The dollar index continues to test the 99.60 to 100.80 resistance, but it is still holding. The resistance above and the long term trendline from 2011 below have left dollar traders undecided. We expect a mild bearish move in December as long as the resistance continues to hold.

Global equities were mostly flat in November, with the MSCI World Index rising only 0.18 percent. The Nasdaq diverged negatively due to concerns about overextension and overinvestment in the artificial intelligence sector, falling as much as 8 percent before recovering after strong earnings. The DAX could show negative divergence in early December if German data continues to weaken.

The VIX fell to 16.35 as stocks recovered, but both October and November saw sudden spikes in volatility. This shows that despite the bullish trend, fears of overextension remain. Each small retreat triggers acceleration and sharp selloff concerns. The level of 30 remains the signal for a major selloff, and above 55 is the dip buying signal.

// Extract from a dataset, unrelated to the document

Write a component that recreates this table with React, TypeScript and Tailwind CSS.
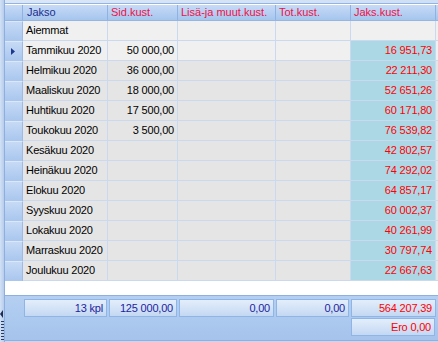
import React from "react";

const rows: [string, string, string][] = [
  ["Aiemmat", "", ""],
  ["Tammikuu 2020", "50 000,00", "16 951,73"],
  ["Helmikuu 2020", "36 000,00", "22 211,30"],
  ["Maaliskuu 2020", "18 000,00", "52 651,26"],
  ["Huhtikuu 2020", "17 500,00", "60 171,80"],
  ["Toukokuu 2020", "3 500,00", "76 539,82"],
  ["Kesäkuu 2020", "", "42 802,57"],
  ["Heinäkuu 2020", "", "74 292,02"],
  ["Elokuu 2020", "", "64 857,17"],
  ["Syyskuu 2020", "", "60 002,37"],
  ["Lokakuu 2020", "", "40 261,99"],
  ["Marraskuu 2020", "", "30 797,74"],
  ["Joulukuu 2020", "", "22 667,63"],
];

function Indicator({ active }: { active?: boolean }) {
  return (
    <div className="w-[18px] h-full border-r border-[#9dbbe6] bg-gradient-to-b from-[#c6daf5] to-[#a9c6ee] border-t border-t-[#dce8f8] flex items-center justify-center">
      {active && (
        <svg width="5" height="7" viewBox="0 0 5 7">
          <path d="M0 0 L4 3.5 L0 7 Z" fill="#1b3a8e" />
        </svg>
      )}
    </div>
  );
}

const footCell =
  "h-full border border-[#8fb4e6] bg-gradient-to-b from-[#e4eefb] to-[#c4d8f3] flex items-center justify-end pr-[3px]";

export default function App() {
  return (
    <div
      className="w-[438px] h-[342px] flex bg-[#c5d8f1] text-[11px] tracking-[-0.2px] overflow-hidden"
      style={{ fontFamily: '"Liberation Sans", Arial, sans-serif' }}
    >
      {/* splitter */}
      <div className="w-[4px] h-full bg-gradient-to-r from-[#d2e1f5] to-[#b7cdee] flex flex-col justify-end items-center pb-[1px]">
        <svg width="4" height="8" viewBox="0 0 4 8" className="mb-[3px]">
          <path d="M3 0 L0 4 L3 8 Z" fill="#1d2b55" />
        </svg>
        <div className="flex flex-col gap-[2px] mb-[1px]">
          {Array.from({ length: 7 }).map((_, i) => (
            <div key={i} className="w-[3px] h-[1px] bg-[#2a3a66]" />
          ))}
        </div>
      </div>

      <div className="flex-1 flex flex-col border-l border-[#8eaedd]">
        {/* grid */}
        <div className="h-[295px] flex flex-col bg-white">
          <div className="h-[3px] bg-gradient-to-r from-[#dbe7f7] to-[#cfdff4]" />
          <div className="h-[1px] bg-[#93b4e2]" />
          {/* header */}
          <div className="h-[17px] flex border-t border-t-white border-b border-b-[#95b6e3] bg-gradient-to-b from-[#c7dbf6] to-[#a6c5ee] tracking-normal">
            <div className="w-[18px] border-r border-[#8fb2e3]" />
            <div className="w-[85px] border-r border-[#8fb2e3] pl-[4px] flex items-center text-[#1e2e8e]">Jakso</div>
            <div className="w-[70px] border-r border-[#8fb2e3] pl-[3px] flex items-center text-[#ee1148]">Sid.kust.</div>
            <div className="w-[98px] border-r border-[#8fb2e3] pl-[3px] flex items-center text-[#ee1148] whitespace-nowrap">Lisä-ja muut.kust.</div>
            <div className="w-[75px] border-r border-[#8fb2e3] pl-[3px] flex items-center text-[#ee1148]">Tot.kust.</div>
            <div className="w-[85px] border-r border-[#8fb2e3] pl-[3px] flex items-center text-[#ee1148]">Jaks.kust.</div>
            <div className="flex-1" />
          </div>
          {rows.map(([name, sid, jaks], i) => {
            const light = i < 2;
            const bg = light ? "bg-[#f0f0f0]" : "bg-[#e5e5e5]";
            return (
              <div key={i} className="h-[20px] flex">
                <Indicator active={i === 1} />
                <div className={`w-[85px] border-r border-b border-[#cad9ee] pl-[3px] flex items-center text-black whitespace-nowrap ${bg}`}>{name}</div>
                <div className={`w-[70px] border-r border-b border-[#cad9ee] pr-[3px] flex items-center justify-end text-black ${bg}`}>{sid}</div>
                <div className={`w-[98px] border-r border-b border-[#cad9ee] ${bg}`} />
                <div className={`w-[75px] border-r border-b border-[#cad9ee] ${bg}`} />
                <div className={`w-[85px] border-r border-b border-[#cad9ee] pr-[3px] flex items-center justify-end text-[#ff0000] ${i === 0 ? "bg-[#f0f0f0]" : "bg-[#acd8e6]"}`}>{jaks}</div>
                <div className={`flex-1 border-b border-[#cad9ee] ${bg}`} />
              </div>
            );
          })}
        </div>

        {/* footer */}
        <div className="flex-1 border-t border-[#8eb0e0] border-b border-b-[#8eb0e0] bg-gradient-to-b from-[#b4cff1] to-[#a5c3ec] pt-[3px] flex flex-col gap-[1px] mb-[1px]">
          <div className="h-[18px] flex">
            <div className="w-[18px]" />
            <div className="w-[85px] px-[1px]">
              <div className={`${footCell} text-[#1c1fa0]`}>13 kpl</div>
            </div>
            <div className="w-[70px] px-[1px]">
              <div className={`${footCell} text-[#1c1fa0]`}>125 000,00</div>
            </div>
            <div className="w-[98px] pl-[1px] pr-[2px]">
              <div className={`${footCell} text-[#1c1fa0]`}>0,00</div>
            </div>
            <div className="w-[75px] pr-[2px]">
              <div className={`${footCell} text-[#1c1fa0]`}>0,00</div>
            </div>
            <div className="w-[85px]">
              <div className={`${footCell} text-[#ff0000]`}>564 207,39</div>
            </div>
          </div>
          <div className="h-[18px] flex">
            <div className="w-[346px]" />
            <div className="w-[84px]">
              <div className={`${footCell} text-[#ff0000]`}>Ero 0,00</div>
            </div>
          </div>
        </div>
      </div>
    </div>
  );
}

The S&P 500 experienced volatility between 6500 and 7000. The main topic remains AI, with both bulls and bears presenting strong arguments, causing sharp moves in a narrow range. If the recent lower low and lower high pattern ends and 7000 is broken, another rally may follow. Bears, however, are trying to take control, especially after news of Nvidia share sales by SoftBank and comments from Burry.

The FX market was mostly calm in November due to low dollar index volatility. EURUSD fell 0.4 percent, while GBPUSD diverged negatively with a 0.77 percent drop. The most notable move came from JPY due to fiscal easing and China–Japan tensions.

EURUSD continues to form lower highs while downward moves remain limited due to strong support at 1.15. In December, EURUSD will likely decide whether to break 1.15 and move lower or pass the recent high and use the 50 day moving average as new support.

USDJPY changed its trajectory starting in October. The Takaichi victory was the catalyst, and the move continues. We expect a major turnaround in 2026, but for now the upward trend is still intact. JPY is approaching intervention territory. The 158.50 level could be important to watch.